The local agent of papaverine hydrochloride—the only registered supplier of this heart medication in Sri Lanka—has placed a bid to supply 1,800 injections of the drug to the State Pharmaceutical Corporation (SPC) at Rs. 49,000 per ampule, authoritative sources said. This is the fourth time since last year Yaden International (Pvt) Ltd has placed the bid after a Health Ministry technical evaluation committee (TEC) turned down three previous offers on the basis of the exorbitant prices quoted, the sources said.

The rejected bids are for papaverine hydrochloride 60mg in 2ml capsules. The first offer was for Rs. 73,000 per ampule. The TEC rejected it and recommended for Yaden to re-tender. It did so in May last year, offering to supply 1,800 ampules at Rs. 48,199 each. This, too, was turned down by the TEC.

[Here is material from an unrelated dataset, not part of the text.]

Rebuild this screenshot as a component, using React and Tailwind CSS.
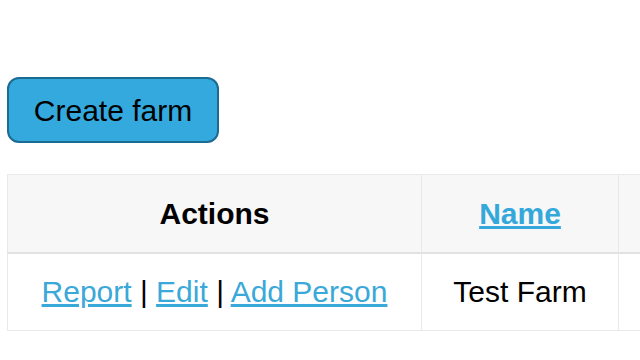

A third offer was made in December 2024 for 2,900 ampules at Rs. 50,050 each—again rejected.

The fourth bid was placed with SPC in February at nearly Rs. 50,000 per ampule. That is yet to be evaluated, and the government-funded health sector continues to function without the medication which patients now purchase for vastly cheaper—Rs. 300 to 350—from the private sector.

Doctors who carried out price checks said a box of ten ampules can be bought for as low as 75 Indian rupees in the neighbouring country. Yaden has been sourcing the medicine from the Indian company Mercury Laboratories Ltd.

The Association of Cardiothoracic and Thoracic Surgeons of Sri Lanka has brought this matter to the attention of former Health Ministry Secretary Palitha Mahipala and current Secretary Anil Jasinghe, the source said. The Director General of Health Services has also been informed.

Papaverine hydrochloride recently came into the spotlight when the Health Ministry revealed it had been sold to the public health sector since 2018 at prices ranging from Rs. 34,000 to Rs. 76,500 per vial. The procurements continued uninterrupted until the excessive price was flagged last year by a cardiothoracic surgeon in the TEC.

In January this year, Health Minister Nalinda Jayatissa claimed that several politicians were linked to the local supplier. (This could not be independently verified.) He told the weekly Cabinet briefing that an investigation would be launched to find out how approval had been granted in the past to buy the drug at such prices. And he revealed that the government had spent Rs. 342.49 million to import it from 2019 to 2023.

Minister Jayatissa also said that the National Medicines Regulatory Authority’s pricing committee now reviews regional prices before renewing drug registrations. It also uses its own internal references.

Where there is a significant gap between the prices quoted by the importer and these benchmarks, the regulator will write directly to the manufacturer for the CIF (cost, insurance and freight) price of the respective products, an NMRA official previously told the Sunday Times. In the past, a letter from the local agent signed by the manufacturer sufficed.

However, the NMRA cannot implement its proposed pricing mechanism or set minimum prices owing to an ex-parte injunction given by the Court of Appeal in relation to a petition filed by the Sri Lanka Chamber of the Pharmaceutical Industry.